→ Data extract
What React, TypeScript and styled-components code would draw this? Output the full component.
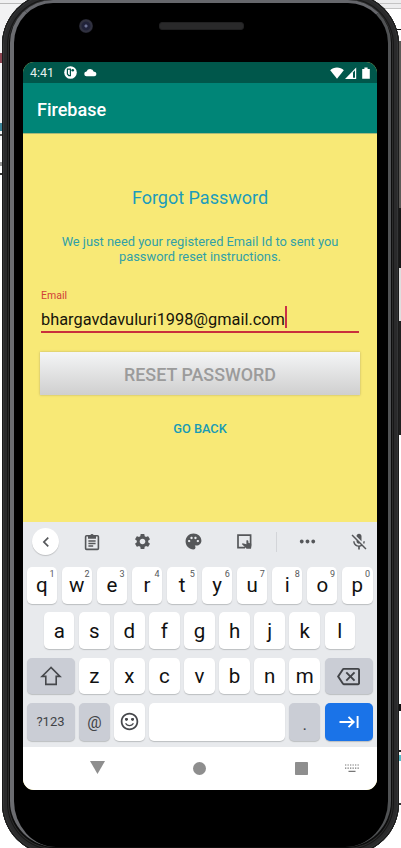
import React from 'react';
import styled, { createGlobalStyle, css } from 'styled-components';
import {
  MdSettings,
  MdPalette,
  MdMoreHoriz,
  MdMicOff,
  MdOutlineBackspace,
  MdSentimentSatisfiedAlt,
  MdChevronLeft,
} from 'react-icons/md';

const GlobalStyle = createGlobalStyle`
  * { box-sizing: border-box; }
  html, body { margin: 0; padding: 0; height: 100%; overflow: hidden; background: #fff; }
  body { font-family: Roboto, "Liberation Sans", sans-serif; }
`;

const Desktop = styled.main`
  position: relative;
  width: 401px;
  height: 848px;
  overflow: hidden;
  background: linear-gradient(#f0f0f1 0 3px, #b9b9b9 3px 4px, #f2f2f3 4px 100%) 0 0 / 200px 140px no-repeat,
    linear-gradient(#ededee 0 3px, #c4c4c4 3px 4px, #ededee 4px 8px, #c4c4c4 8px 9px, #fff 9px) 201px 0 / 200px 140px no-repeat,
    #fff;
`;

const SideButton = styled.span<{ $top: number; $height: number; $tone: string }>`
  position: absolute;
  right: 0;
  width: 4px;
  top: ${(p) => p.$top}px;
  height: ${(p) => p.$height}px;
  background: ${(p) => p.$tone};
`;

const EdgeMark = styled.span<{ $top: number; $height: number; $tone: string }>`
  position: absolute;
  left: 0;
  width: 6px;
  top: ${(p) => p.$top}px;
  height: ${(p) => p.$height}px;
  background: ${(p) => p.$tone};
`;

const Shell = styled.div`
  position: relative;
  width: 397px;
  height: 862px;
  margin: -7px 0 0 2px;
  padding: 7px 8px 8px;
  border-radius: 52px;
  background: #0c0c0c;
  box-shadow: inset 0 0 0 1px #1b1b1b, inset 0 0 0 2px #343536, inset 0 0 0 5px #2a2a2b,
    inset 0 0 0 6px #171717, inset 0 0 0 7px #2c2c2c;
`;

const Glass = styled.div`
  height: 100%;
  border-style: solid;
  border-width: 3px 3px 0 4px;
  border-color: #66676c #505254 #000 #6b6c70;
  border-radius: 43px 43px 46px 46px;
  background: #000;
  padding: 0 11px 0 9px;
  display: flex;
  flex-direction: column;
`;

const Forehead = styled.div`
  height: 59px;
  flex: none;
  display: flex;
  align-items: flex-start;
  padding: 16px 0 0 56px;
`;

const Camera = styled.span`
  width: 14px;
  height: 14px;
  border-radius: 50%;
  background: radial-gradient(circle, #6c7295 0 1px, #202239 2px 4px, #30313f 5px 6px, #1d1d27 7px);
`;

const Speaker = styled.span`
  width: 85px;
  height: 8px;
  margin: 3px 0 0 66px;
  border-radius: 3px;
  background: #29292a;
  border: 1px solid #202021;
`;

const Screen = styled.section`
  width: 354px;
  height: 728px;
  flex: none;
  border-radius: 11px;
  overflow: hidden;
  display: flex;
  flex-direction: column;
  background: #f8e976;
`;

const StatusBar = styled.header`
  height: 21px;
  flex: none;
  display: flex;
  align-items: center;
  padding: 0 7px 0 7px;
  background: #00574b;
  color: #fff;
`;

const Clock = styled.time`
  font-size: 12.5px;
  width: 34px;
  color: #e6efed;
  line-height: 21px;
`;

const StatusGlyph = styled.svg<{ $gap?: number }>`
  display: block;
  flex: none;
  margin-left: ${(p) => p.$gap ?? 0}px;
`;

const Spacer = styled.span`
  flex: 1;
`;

const AppBar = styled.div`
  height: 51px;
  flex: none;
  display: flex;
  align-items: center;
  padding: 3px 14px 0;
  background: #008577;
  border-bottom: 1px solid #a8b878;
  color: #fff;
  font-size: 18px;
  font-weight: 500;
`;

const Form = styled.form`
  height: 388px;
  flex: none;
  display: flex;
  flex-direction: column;
  padding: 53px 17px 0;
`;

const Title = styled.h1`
  margin: 0;
  font-size: 18px;
  line-height: 22px;
  font-weight: 400;
  text-align: center;
  color: #1c9cbb;
`;

const Hint = styled.p`
  margin: 25px 0 0;
  font-size: 12.85px;
  line-height: 15px;
  text-align: center;
  color: #30a0a8;
`;

const Label = styled.label`
  margin: 25px 0 0 1px;
  font-size: 10.5px;
  line-height: 13px;
  color: #d04038;
`;

const Field = styled.div`
  height: 31px;
  margin: 0 1px;
  display: flex;
  align-items: center;
  border-bottom: 2px solid #c9303c;
  font-size: 16.35px;
  line-height: 22px;
  padding-top: 7px;
  color: #16140a;
`;

const Caret = styled.span`
  width: 2px;
  height: 22px;
  margin-top: -6px;
  background: #cb3047;
`;

const ResetButton = styled.button`
  height: 43px;
  margin: 19px 0 0;
  padding: 1px 0 0;
  border: 0;
  background: linear-gradient(#f4f5f6, #cfcfcf);
  box-shadow: 0 0 2px 0 rgba(140, 130, 90, 0.6);
  font: 500 17.9px Roboto, sans-serif;
  color: #9b9b9b;
`;

const BackLink = styled.a`
  margin-top: 26px;
  font-size: 12.8px;
  line-height: 16px;
  font-weight: 500;
  text-align: center;
  color: #189bb4;
`;

const Keyboard = styled.div`
  height: 225px;
  flex: none;
  display: flex;
  flex-direction: column;
  background: #e8eaed;
  padding: 0 4.5px 0 3.5px;
`;

const Toolbar = styled.div`
  height: 39px;
  flex: none;
  margin-bottom: 6px;
  display: grid;
  grid-template-columns: 38px 54px 48px 54px 47px 17px 45px 1fr;
  align-items: center;
  justify-items: center;
  color: #55575a;
  svg { display: block; }
  > :last-child { justify-self: end; margin-right: 4px; }
`;

const Collapse = styled.span`
  width: 27px;
  height: 27px;
  border-radius: 50%;
  background: #fff;
  box-shadow: 0 1px 1px rgba(0, 0, 0, 0.18);
  display: flex;
  align-items: center;
  justify-content: center;
`;

const Divider = styled.span`
  width: 1px;
  height: 20px;
  background: #d3d5d9;
`;

const KeyRow = styled.div<{ $inset?: number; $height?: number }>`
  display: flex;
  flex: none;
  gap: 4.6px;
  height: ${(p) => p.$height ?? 36.5}px;
  margin-bottom: 8.9px;
  padding: 0 ${(p) => p.$inset ?? 0}px;
`;

const tones = {
  light: css`background: #fff; color: #111;`,
  grey: css`background: #cacdd5; color: #414347;`,
  blue: css`background: #1a73e8; color: #fff;`,
};

const Key = styled.span<{ $tone?: keyof typeof tones; $w?: number; $size?: number; $drop?: number }>`
  position: relative;
  flex: ${(p) => (p.$w ? `0 0 ${p.$w}px` : '1 1 0')};
  border-radius: 5px;
  display: flex;
  align-items: center;
  justify-content: center;
  padding-top: ${(p) => p.$drop ?? 0}px;
  font-size: ${(p) => p.$size ?? 20.5}px;
  line-height: 24px;
  box-shadow: 0 1px 1px rgba(60, 64, 67, 0.26);
  ${(p) => tones[p.$tone ?? 'light']}
  svg { display: block; }
`;

const Digit = styled.sup`
  position: absolute;
  top: 2px;
  right: 2.5px;
  font-size: 9px;
  line-height: 10px;
  color: #55575a;
`;

const NavBar = styled.nav`
  height: 43px;
  flex: none;
  display: flex;
  align-items: center;
  padding-left: 67px;
  background: #fff;
`;

const NavIcon = styled.svg<{ $gap?: number; $lift?: number }>`
  display: block;
  flex: none;
  margin-left: ${(p) => p.$gap ?? 0}px;
  margin-bottom: ${(p) => p.$lift ?? 0}px;
`;

const top = 'qwertyuiop'.split('');
const home = 'asdfghjkl'.split('');
const bottom = 'zxcvbnm'.split('');

const ClipboardIcon = () => (
  <svg width="16" height="18" viewBox="0 0 16 18">
    <rect x="1.6" y="2.8" width="12.8" height="13.6" rx="1" fill="none" stroke="currentColor" strokeWidth="1.6" />
    <path d="M4 2.2h2.3a1.8 1.8 0 0 1 3.4 0H12v3.6H4z" fill="currentColor" />
    <path d="M4.4 8h7.2M4.4 10.5h7.2M4.4 13h4.8" stroke="currentColor" strokeWidth="1.3" />
  </svg>
);

const HandwritingIcon = () => (
  <svg width="17" height="17" viewBox="0 0 17 17">
    <path d="M9 14.6H2V2.2h12.6v9" fill="none" stroke="currentColor" strokeWidth="1.7" />
    <path
      d="M10.4 7.6c.9-.6 2 0 2 1v1.2l2.2.6c.7.2 1.1.8 1 1.5l-.6 3.9h-4.4L5.8 11l.9-.8 3.7 1.1z"
      fill="currentColor"
    />
  </svg>
);

const ShiftIcon = () => (
  <svg width="22" height="20" viewBox="0 0 22 20">
    <path d="M11 1.5 2 10.4h3.8v8h10.4v-8H20z" fill="none" stroke="#46484c" strokeWidth="1.6" />
  </svg>
);

const TabIcon = () => (
  <svg width="20" height="14" viewBox="0 0 20 14" fill="none" stroke="currentColor" strokeWidth="1.9">
    <path d="M.5 7h14M9.5 1.8 14.7 7 9.5 12.2M18.6 1v12" />
  </svg>
);

export default function App() {
  return (
    <>
      <GlobalStyle />
      <Desktop>
        <EdgeMark $top={53} $height={10} $tone="#8a4450" />
        <EdgeMark $top={123} $height={8} $tone="#3c8498" />
        <EdgeMark $top={134} $height={2} $tone="#555" />
        <EdgeMark $top={162} $height={4} $tone="#999" />
        <EdgeMark $top={173} $height={2} $tone="#333" />
        <SideButton $top={29} $height={1} $tone="#111" />
        <SideButton $top={41} $height={167} $tone="#5b5956" />
        <SideButton $top={208} $height={60} $tone="#181818" />
        <SideButton $top={268} $height={53} $tone="#dedede" />
        <SideButton $top={321} $height={114} $tone="#202020" />
        <SideButton $top={704} $height={7} $tone="#111" />
        <SideButton $top={750} $height={2} $tone="#222" />
        <SideButton $top={755} $height={6} $tone="#55b9c5" />
        <SideButton $top={803} $height={2} $tone="#333" />
        <Shell>
          <Glass>
            <Forehead>
              <Camera />
              <Speaker />
            </Forehead>
            <Screen>
              <StatusBar>
                <Clock>4:41</Clock>
                <StatusGlyph width="13" height="13" viewBox="0 0 13 13">
                  <circle cx="6.5" cy="6.5" r="6.3" fill="#fff" />
                  <path d="M3.4 3.2h3v6.4H4.8L3.4 8z" fill="none" stroke="#00574b" strokeWidth="1.2" />
                  <circle cx="8.7" cy="4.3" r="1.3" fill="#00574b" />
                </StatusGlyph>
                <StatusGlyph $gap={7} width="13" height="9" viewBox="0 0 13 9">
                  <path
                    d="M2.8 8.3a2.4 2.4 0 0 1-.3-4.8A3.9 3.9 0 0 1 9.8 3.7 2.3 2.3 0 0 1 10.4 8.3z"
                    fill="#fff"
                  />
                </StatusGlyph>
                <Spacer />
                <StatusGlyph width="14" height="12" viewBox="0 0 14 12">
                  <path d="M7 11.7.2 3.2C3.6-.3 10.4-.3 13.8 3.2z" fill="#fff" />
                </StatusGlyph>
                <StatusGlyph $gap={1} width="12" height="12" viewBox="0 0 12 12">
                  <path d="M0 12 11.2.4V12z" fill="#fff" />
                  <path d="M8 5.4 10 3.2v7.6H8z" fill="#00574b" />
                </StatusGlyph>
                <StatusGlyph $gap={5} width="8" height="12" viewBox="0 0 8 12">
                  <path d="M.2 2H2.4V.4H5.6V2H7.8V11.8H.2z" fill="#fff" />
                </StatusGlyph>
              </StatusBar>
              <AppBar>Firebase</AppBar>
              <Form>
                <Title>Forgot Password</Title>
                <Hint>
                  We just need your registered Email Id to sent you
                  <br />
                  password reset instructions.
                </Hint>
                <Label>Email</Label>
                <Field>
                  bhargavdavuluri1998@gmail.com
                  <Caret />
                </Field>
                <ResetButton type="button">RESET PASSWORD</ResetButton>
                <BackLink>GO BACK</BackLink>
              </Form>
              <Keyboard>
                <Toolbar>
                  <Collapse>
                    <MdChevronLeft size={20} />
                  </Collapse>
                  <ClipboardIcon />
                  <MdSettings size={19} />
                  <MdPalette size={19} />
                  <HandwritingIcon />
                  <Divider />
                  <MdMoreHoriz size={23} />
                  <MdMicOff size={20} />
                </Toolbar>
                <KeyRow>
                  {top.map((letter, i) => (
                    <Key key={letter}>
                      {letter}
                      <Digit>{(i + 1) % 10}</Digit>
                    </Key>
                  ))}
                </KeyRow>
                <KeyRow $inset={17.5}>
                  {home.map((letter) => (
                    <Key key={letter}>{letter}</Key>
                  ))}
                </KeyRow>
                <KeyRow>
                  <Key $tone="grey" $w={48}>
                    <ShiftIcon />
                  </Key>
                  {bottom.map((letter) => (
                    <Key key={letter}>{letter}</Key>
                  ))}
                  <Key $tone="grey" $w={48} $drop={1}>
                    <MdOutlineBackspace size={23} />
                  </Key>
                </KeyRow>
                <KeyRow $height={37.5}>
                  <Key $tone="grey" $w={48} $size={13}>
                    ?123
                  </Key>
                  <Key $tone="grey" $w={30.5} $size={16} $drop={2}>
                    @
                  </Key>
                  <Key $w={30.5}>
                    <MdSentimentSatisfiedAlt size={21} color="#46484c" />
                  </Key>
                  <Key />
                  <Key $tone="grey" $w={30.5} $size={17} $drop={4}>
                    .
                  </Key>
                  <Key $tone="blue" $w={48}>
                    <TabIcon />
                  </Key>
                </KeyRow>
              </Keyboard>
              <NavBar>
                <NavIcon $lift={3} width="15" height="13" viewBox="0 0 15 13">
                  <path d="M0 0h15L7.5 13z" fill="#8e8e8e" />
                </NavIcon>
                <NavIcon $gap={88} $lift={1} width="13" height="13" viewBox="0 0 13 13">
                  <circle cx="6.5" cy="6.5" r="6.5" fill="#8e8e8e" />
                </NavIcon>
                <NavIcon $gap={89} width="13" height="13" viewBox="0 0 13 13">
                  <rect width="13" height="13" rx=".8" fill="#8e8e8e" />
                </NavIcon>
                <NavIcon $gap={37} width="14" height="9" viewBox="0 0 14 9" stroke="#777" strokeWidth="1.2">
                  <path d="M0 1h14M0 4.2h14" strokeDasharray="1.3 1.2" />
                  <path d="M3.5 7.4h7" />
                </NavIcon>
              </NavBar>
            </Screen>
          </Glass>
        </Shell>
      </Desktop>
    </>
  );
}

→ Aim
Check each line above for "components" and return the ones that have it.

→ Answer to the exercise
What React, TypeScript and styled-components code would draw this? Output the full component.
import styled, { createGlobalStyle, css } from 'styled-components';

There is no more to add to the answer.